**Work instructions**
Repeat exactly the lines running from the first line of the data to the line containing "const navItems = ['Introductie', 'Antwoorden", both ends included, and nothing else; drop the pictures.

------------------------

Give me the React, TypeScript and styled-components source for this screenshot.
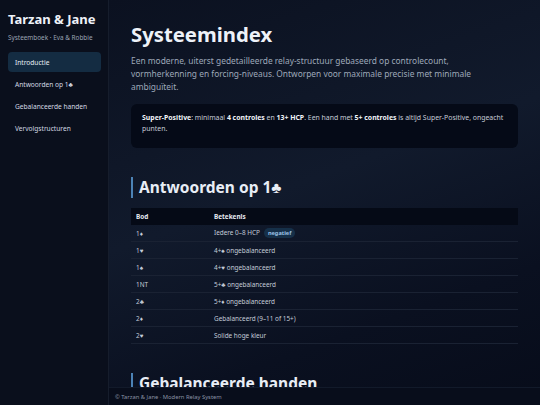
import styled, { createGlobalStyle } from 'styled-components';

const GlobalStyle = createGlobalStyle`
  html, body, #root {
    margin: 0;
    height: 100%;
  }
  body {
    font-family: 'Noto Sans', 'Open Sans', sans-serif;
    background: #0a0f1d;
    color: #e6ebf3;
    overflow: hidden;
  }
`;

const navItems = ['Introductie', 'Antwoorden op 1♣', 'Gebalanceerde handen', 'Vervolgstructuren'];

const rows: { bid: string; meaning: string; badge?: string }[] = [
  { bid: '1♦', meaning: 'Iedere 0–8 HCP', badge: 'negatief' },
  { bid: '1♥', meaning: '4+♠ ongebalanceerd' },
  { bid: '1♠', meaning: '4+♥ ongebalanceerd' },
  { bid: '1NT', meaning: '5+♣ ongebalanceerd' },
  { bid: '2♣', meaning: '5+♦ ongebalanceerd' },
  { bid: '2♦', meaning: 'Gebalanceerd (9–11 of 15+)' },
  { bid: '2♥', meaning: 'Solide hoge kleur' },
];

export default function App() {
  return (
    <>
      <GlobalStyle />
      <Layout>
        <Sidebar>
          <Brand>Tarzan &amp; Jane</Brand>
          <BrandSub>Systeemboek · Eva &amp; Robbie</BrandSub>
          <Nav>
            {navItems.map((item, idx) => (
              <NavItem key={item} $active={idx === 0}>
                {item}
              </NavItem>
            ))}
          </Nav>
        </Sidebar>

        <MainColumn>
          <Content>
            <Title>Systeemindex</Title>
            <Lead>
              Een moderne, uiterst gedetailleerde relay-structuur gebaseerd op controlecount,
              vormherkenning en forcing-niveaus. Ontworpen voor maximale precisie met minimale
              ambiguïteit.
            </Lead>

            <Callout>
              <strong>Super-Positive</strong>: minimaal <strong>4 controles</strong> en{' '}
              <strong>13+ HCP</strong>. Een hand met <strong>5+ controles</strong> is altijd
              Super-Positive, ongeacht punten.
            </Callout>

            <Section>
              <SectionTitle>Antwoorden op 1♣</SectionTitle>
              <Table>
                <thead>
                  <tr>
                    <Th $width='68px'>Bod</Th>
                    <Th>Betekenis</Th>
                  </tr>
                </thead>
                <tbody>
                  {rows.map((row) => (
                    <tr key={row.bid}>
                      <Td>{row.bid}</Td>
                      <Td>
                        {row.meaning}
                        {row.badge && <Badge>{row.badge}</Badge>}
                      </Td>
                    </tr>
                  ))}
                </tbody>
              </Table>
            </Section>

            <Section>
              <SectionTitle>Gebalanceerde handen</SectionTitle>
            </Section>
          </Content>
          <Footer>© Tarzan &amp; Jane · Modern Relay System</Footer>
        </MainColumn>
      </Layout>
    </>
  );
}

const Layout = styled.div`
  display: grid;
  grid-template-columns: 109px 1fr;
  height: 100vh;
`;

const Sidebar = styled.aside`
  background: #0a0f1c;
  border-right: 1px solid #161d2c;
  padding: 11px 7px 0 8px;
  display: flex;
  flex-direction: column;
`;

const Brand = styled.div`
  font-size: 13px;
  font-weight: 700;
  color: #eef2f8;
  line-height: 17px;
`;

const BrandSub = styled.div`
  font-size: 6.4px;
  color: #9aa3b3;
  margin-top: 5px;
  line-height: 9px;
`;

const Nav = styled.nav`
  display: flex;
  flex-direction: column;
  gap: 2px;
  margin-top: 10px;
`;

const NavItem = styled.div<{ $active?: boolean }>`
  height: 20px;
  display: flex;
  align-items: center;
  padding: 0 7px;
  border-radius: 4px;
  font-size: 6.6px;
  white-space: nowrap;
  color: ${(p) => (p.$active ? '#e8eef6' : '#d3d9e3')};
  background: ${(p) => (p.$active ? '#142c42' : 'transparent')};
`;

const MainColumn = styled.main`
  display: flex;
  flex-direction: column;
  min-height: 0;
  background: linear-gradient(160deg, #0b1120 0%, #111a2c 45%, #0a1020 75%, #070c1a 100%);
`;

const Content = styled.div`
  flex: 1;
  min-height: 0;
  overflow: hidden;
  padding: 20px 22px 0 22px;
`;

const Title = styled.h1`
  margin: 0;
  font-size: 20.3px;
  font-weight: 700;
  line-height: 28px;
  color: #eef2f8;
`;

const Lead = styled.p`
  margin: 7px 0 0 0;
  max-width: 345px;
  font-size: 8.4px;
  line-height: 12.8px;
  color: #9ea8b9;
`;

const Callout = styled.div`
  margin-top: 11px;
  background: #050a17;
  border-radius: 6px;
  padding: 8px 11px 14px 11px;
  font-size: 6.9px;
  line-height: 11px;
  color: #c5ccd8;

  strong {
    color: #f1f4f9;
    font-weight: 700;
  }
`;

const Section = styled.section`
  margin-top: 29px;
`;

const SectionTitle = styled.h2`
  margin: 0;
  border-left: 2px solid #4c83b6;
  padding-left: 6px;
  font-size: 15.5px;
  font-weight: 700;
  line-height: 21px;
  color: #e8edf5;
`;

const Table = styled.table`
  width: 100%;
  margin-top: 10px;
  border-collapse: collapse;
  font-size: 6.4px;
`;

const Th = styled.th<{ $width?: string }>`
  width: ${(p) => p.$width ?? 'auto'};
  height: 17px;
  padding: 0 5px;
  text-align: left;
  font-weight: 700;
  color: #e6ebf3;
  background: #050a16;
`;

const Td = styled.td`
  height: 16px;
  padding: 0 5px;
  color: #c4ccd8;
  border-bottom: 1px solid #1a2233;
  vertical-align: middle;
`;

const Badge = styled.span`
  display: inline-block;
  margin-left: 4px;
  padding: 1px 4px;
  border-radius: 6px;
  background: #163049;
  color: #9cc2e6;
  font-size: 5.6px;
  font-weight: 700;
  line-height: 8px;
`;

const Footer = styled.footer`
  height: 17px;
  flex-shrink: 0;
  display: flex;
  align-items: center;
  padding: 0 6px;
  background: #080d1b;
  border-top: 1px solid #121a2a;
  font-size: 5.8px;
  color: #8a93a4;
`;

------------------------

**Solved problem**
Give me the React, TypeScript and styled-components source for this screenshot.
import styled, { createGlobalStyle } from 'styled-components';

const GlobalStyle = createGlobalStyle`
  html, body, #root {
    margin: 0;
    height: 100%;
  }
  body {
    font-family: 'Noto Sans', 'Open Sans', sans-serif;
    background: #0a0f1d;
    color: #e6ebf3;
    overflow: hidden;
  }
`;

const navItems = ['Introductie', 'Antwoorden op 1♣', 'Gebalanceerde handen', 'Vervolgstructuren'];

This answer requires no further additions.